L’instrument consiste en une entrevue construite afin d’examiner les croyances relatives à l’enseignement, les expériences d’autorégulation de l’apprentissage, et les problèmes d’enseignement que les formateurs d’enseignants éprouvent en favorisant le développement de compétences d’autorégulation de l’apprentissage chez les futurs enseignants. L’entrevue en profondeur en tant que méthode de recherche (Hitchcock et Hughes, 1995) fut adoptée pour la collecte d’expressions authentiques de la part de formateurs d’enseignants à propos de leurs perspectives concernant leur enseignement. Les entrevues ont abordé les thèmes suivants :

  1. Les perceptions des formateurs d’enseignants concernant la signification de l’autorégulation de l’apprentissage. L’accent a été mis sur leur propre biographie d’enseignement incluant : les attitudes et dispositions concernant l’autorégulation de l’apprentissage, leurs façons préférées d’intégrer l’autorégulation de l’apprentissage à leur enseignement et la « place » de l’autorégulation de l’apprentissage dans la présentation de cours en formation des maîtres en général.

  2. Les perceptions des formateurs d’enseignants concernant le processus d’enseignement de l’autorégulation de l’apprentissage à leurs étudiants, incluant : les expériences personnelles d’enseignants et les problèmes rencontrés dans l’enseignement basé sur ces principes dans leurs propres cours et instituts ; leur préparation des futurs enseignants et les habiletés requises pour développer l’autorégulation de l’apprentissage ; et leurs façons d’enseigner selon l’autorégulation de l’apprentissage.

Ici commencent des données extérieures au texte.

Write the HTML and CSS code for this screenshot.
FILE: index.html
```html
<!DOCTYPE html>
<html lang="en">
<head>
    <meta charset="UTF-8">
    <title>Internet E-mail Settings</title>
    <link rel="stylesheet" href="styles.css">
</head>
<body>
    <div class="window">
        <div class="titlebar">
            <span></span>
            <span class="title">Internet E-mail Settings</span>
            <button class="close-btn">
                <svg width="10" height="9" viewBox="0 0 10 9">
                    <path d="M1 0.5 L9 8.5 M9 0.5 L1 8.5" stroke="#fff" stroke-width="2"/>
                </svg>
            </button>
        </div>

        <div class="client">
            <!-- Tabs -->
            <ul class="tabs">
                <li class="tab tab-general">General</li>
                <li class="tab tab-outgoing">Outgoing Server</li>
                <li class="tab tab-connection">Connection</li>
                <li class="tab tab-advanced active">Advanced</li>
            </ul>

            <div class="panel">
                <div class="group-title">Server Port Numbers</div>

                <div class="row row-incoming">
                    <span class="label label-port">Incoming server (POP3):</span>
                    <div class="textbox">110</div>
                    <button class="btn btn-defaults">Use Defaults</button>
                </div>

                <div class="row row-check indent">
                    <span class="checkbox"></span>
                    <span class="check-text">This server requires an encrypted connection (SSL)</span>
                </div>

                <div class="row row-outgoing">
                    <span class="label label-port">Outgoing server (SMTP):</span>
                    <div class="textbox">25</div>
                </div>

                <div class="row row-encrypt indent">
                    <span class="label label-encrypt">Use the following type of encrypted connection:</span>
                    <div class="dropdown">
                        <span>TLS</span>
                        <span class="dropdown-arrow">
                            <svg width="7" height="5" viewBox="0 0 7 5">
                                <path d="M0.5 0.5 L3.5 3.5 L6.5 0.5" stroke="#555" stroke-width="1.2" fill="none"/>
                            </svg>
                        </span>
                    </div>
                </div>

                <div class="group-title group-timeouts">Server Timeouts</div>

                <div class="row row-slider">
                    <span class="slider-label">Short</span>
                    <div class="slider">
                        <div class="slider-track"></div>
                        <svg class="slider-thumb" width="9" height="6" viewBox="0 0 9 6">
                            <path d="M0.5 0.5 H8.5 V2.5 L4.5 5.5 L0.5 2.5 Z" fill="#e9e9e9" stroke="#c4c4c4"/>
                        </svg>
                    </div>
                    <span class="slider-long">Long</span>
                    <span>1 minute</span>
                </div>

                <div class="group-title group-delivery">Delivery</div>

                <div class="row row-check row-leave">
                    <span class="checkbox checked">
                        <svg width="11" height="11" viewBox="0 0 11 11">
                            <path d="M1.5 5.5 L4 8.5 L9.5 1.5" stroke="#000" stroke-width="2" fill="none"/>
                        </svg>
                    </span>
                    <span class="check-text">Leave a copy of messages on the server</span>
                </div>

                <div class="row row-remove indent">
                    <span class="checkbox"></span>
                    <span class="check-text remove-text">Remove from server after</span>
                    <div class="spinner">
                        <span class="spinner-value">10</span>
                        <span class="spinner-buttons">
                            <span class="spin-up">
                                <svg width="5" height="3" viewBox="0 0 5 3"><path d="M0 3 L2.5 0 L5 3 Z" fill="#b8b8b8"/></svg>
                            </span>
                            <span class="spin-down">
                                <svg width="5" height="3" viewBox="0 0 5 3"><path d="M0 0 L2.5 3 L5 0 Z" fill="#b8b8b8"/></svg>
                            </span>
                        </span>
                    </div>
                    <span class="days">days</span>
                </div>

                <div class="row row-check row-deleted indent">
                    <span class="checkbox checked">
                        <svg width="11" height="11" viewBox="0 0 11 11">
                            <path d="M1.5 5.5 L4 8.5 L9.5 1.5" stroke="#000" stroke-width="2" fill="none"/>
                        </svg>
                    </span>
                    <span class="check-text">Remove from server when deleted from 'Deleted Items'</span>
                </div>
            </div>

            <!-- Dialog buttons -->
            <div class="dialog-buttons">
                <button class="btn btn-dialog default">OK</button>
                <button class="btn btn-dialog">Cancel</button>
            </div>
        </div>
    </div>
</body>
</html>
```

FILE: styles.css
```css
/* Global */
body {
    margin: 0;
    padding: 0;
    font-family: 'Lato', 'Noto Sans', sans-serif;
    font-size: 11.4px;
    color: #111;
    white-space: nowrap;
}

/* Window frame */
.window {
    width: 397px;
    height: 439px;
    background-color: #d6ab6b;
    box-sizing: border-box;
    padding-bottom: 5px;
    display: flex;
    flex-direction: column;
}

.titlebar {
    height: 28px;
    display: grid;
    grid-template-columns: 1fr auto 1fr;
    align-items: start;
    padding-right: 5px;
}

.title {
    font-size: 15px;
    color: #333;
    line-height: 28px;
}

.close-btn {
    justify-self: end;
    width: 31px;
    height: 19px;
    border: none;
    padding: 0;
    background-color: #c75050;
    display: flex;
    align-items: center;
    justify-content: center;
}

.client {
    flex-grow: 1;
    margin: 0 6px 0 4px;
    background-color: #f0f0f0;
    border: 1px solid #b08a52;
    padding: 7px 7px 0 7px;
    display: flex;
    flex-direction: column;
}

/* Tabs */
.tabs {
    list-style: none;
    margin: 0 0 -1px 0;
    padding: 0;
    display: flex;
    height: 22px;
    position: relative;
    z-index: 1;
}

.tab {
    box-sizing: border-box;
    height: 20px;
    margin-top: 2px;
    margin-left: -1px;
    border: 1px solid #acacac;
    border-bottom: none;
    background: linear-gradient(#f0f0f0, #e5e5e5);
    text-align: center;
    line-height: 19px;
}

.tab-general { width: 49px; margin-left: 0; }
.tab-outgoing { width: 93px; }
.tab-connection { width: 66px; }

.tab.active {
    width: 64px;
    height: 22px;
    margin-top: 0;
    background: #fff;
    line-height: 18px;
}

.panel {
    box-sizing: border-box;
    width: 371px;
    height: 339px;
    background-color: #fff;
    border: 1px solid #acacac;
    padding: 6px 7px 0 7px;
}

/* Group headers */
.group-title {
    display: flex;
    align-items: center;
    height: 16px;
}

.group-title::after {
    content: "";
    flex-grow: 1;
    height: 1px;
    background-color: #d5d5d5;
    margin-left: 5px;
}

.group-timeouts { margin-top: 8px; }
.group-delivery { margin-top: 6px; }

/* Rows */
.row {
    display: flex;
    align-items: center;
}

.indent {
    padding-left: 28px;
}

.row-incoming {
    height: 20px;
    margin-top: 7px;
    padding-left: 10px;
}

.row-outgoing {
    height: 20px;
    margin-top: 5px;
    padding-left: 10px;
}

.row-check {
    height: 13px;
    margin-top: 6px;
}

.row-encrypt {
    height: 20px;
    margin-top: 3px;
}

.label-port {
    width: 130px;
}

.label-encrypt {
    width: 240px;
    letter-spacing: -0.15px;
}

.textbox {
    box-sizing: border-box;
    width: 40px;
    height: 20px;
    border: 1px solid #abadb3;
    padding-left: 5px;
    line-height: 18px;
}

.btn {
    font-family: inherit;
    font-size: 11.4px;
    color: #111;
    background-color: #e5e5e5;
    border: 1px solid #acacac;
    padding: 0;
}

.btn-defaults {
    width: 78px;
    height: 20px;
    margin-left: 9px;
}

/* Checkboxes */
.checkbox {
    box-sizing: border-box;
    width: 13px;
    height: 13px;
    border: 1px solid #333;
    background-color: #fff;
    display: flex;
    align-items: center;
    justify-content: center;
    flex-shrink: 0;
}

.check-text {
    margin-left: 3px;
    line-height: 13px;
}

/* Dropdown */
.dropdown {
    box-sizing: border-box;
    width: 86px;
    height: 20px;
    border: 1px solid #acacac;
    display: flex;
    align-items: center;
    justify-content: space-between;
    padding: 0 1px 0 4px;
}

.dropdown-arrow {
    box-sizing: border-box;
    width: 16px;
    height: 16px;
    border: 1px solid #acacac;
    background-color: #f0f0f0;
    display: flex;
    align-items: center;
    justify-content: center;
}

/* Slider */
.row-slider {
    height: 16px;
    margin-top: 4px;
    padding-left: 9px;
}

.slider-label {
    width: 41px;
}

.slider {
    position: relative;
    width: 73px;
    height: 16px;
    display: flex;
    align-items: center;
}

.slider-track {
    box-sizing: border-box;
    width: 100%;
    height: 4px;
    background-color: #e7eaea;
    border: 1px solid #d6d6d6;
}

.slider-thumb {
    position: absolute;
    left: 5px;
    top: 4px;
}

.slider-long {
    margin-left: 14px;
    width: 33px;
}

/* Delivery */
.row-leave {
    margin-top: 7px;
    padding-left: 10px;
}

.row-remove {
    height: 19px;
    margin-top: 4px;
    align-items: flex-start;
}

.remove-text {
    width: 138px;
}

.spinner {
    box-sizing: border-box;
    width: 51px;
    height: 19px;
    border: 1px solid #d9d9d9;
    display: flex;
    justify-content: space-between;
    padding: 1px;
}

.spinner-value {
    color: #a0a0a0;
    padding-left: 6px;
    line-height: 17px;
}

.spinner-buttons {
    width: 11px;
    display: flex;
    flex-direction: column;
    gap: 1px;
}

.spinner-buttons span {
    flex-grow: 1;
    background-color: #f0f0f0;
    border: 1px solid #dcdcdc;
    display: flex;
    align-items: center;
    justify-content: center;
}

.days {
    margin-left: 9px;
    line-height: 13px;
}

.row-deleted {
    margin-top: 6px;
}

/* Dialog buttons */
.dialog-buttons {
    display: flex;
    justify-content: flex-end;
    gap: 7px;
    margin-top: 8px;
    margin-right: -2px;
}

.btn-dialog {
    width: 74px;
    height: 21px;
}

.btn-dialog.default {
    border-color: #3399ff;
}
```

  3. Les dilemmes auxquels les formateurs d’enseignants font face relativement à l’autorégulation de l’apprentissage incluent les expériences de tension et les problèmes autour des pratiques d’enseignement rencontrés lors de l’implantation de l’autorégulation de l’apprentissage dans leurs cours ; ils amènent des réflexions et des arguments en faveur de l’action délibérée à l’égard de la situation actuelle.

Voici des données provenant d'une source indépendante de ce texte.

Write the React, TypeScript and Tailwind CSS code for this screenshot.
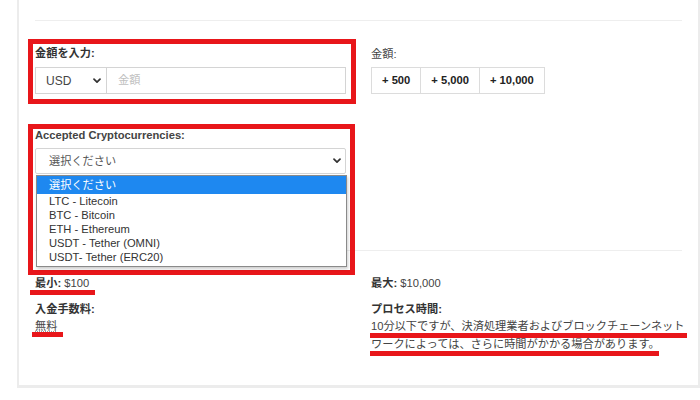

Lors des entrevues, un ensemble de questions de référence a été utilisé pour l’obtention d’affirmations et de commentaires. Chaque entrevue débutait par une explication des aspects conceptuels de l’autorégulation de l’apprentissage. L’interviewer décrivait la signification de l’autorégulation de l’apprentissage en s’appuyant sur les écrits ; il en demandait la signification perçue par le participant. Par la suite, dans une question ouverte, l’interviewer demandait au participant de décrire son expérience personnelle en rapport avec l’autorégulation de l’apprentissage (son histoire), avec l’enseignement dans le passé (rétrospective), de même que dans le présent, c’est-à-dire après l’implantation des principes d’autorégulation de l’apprentissage dans le programme de formation des maîtres.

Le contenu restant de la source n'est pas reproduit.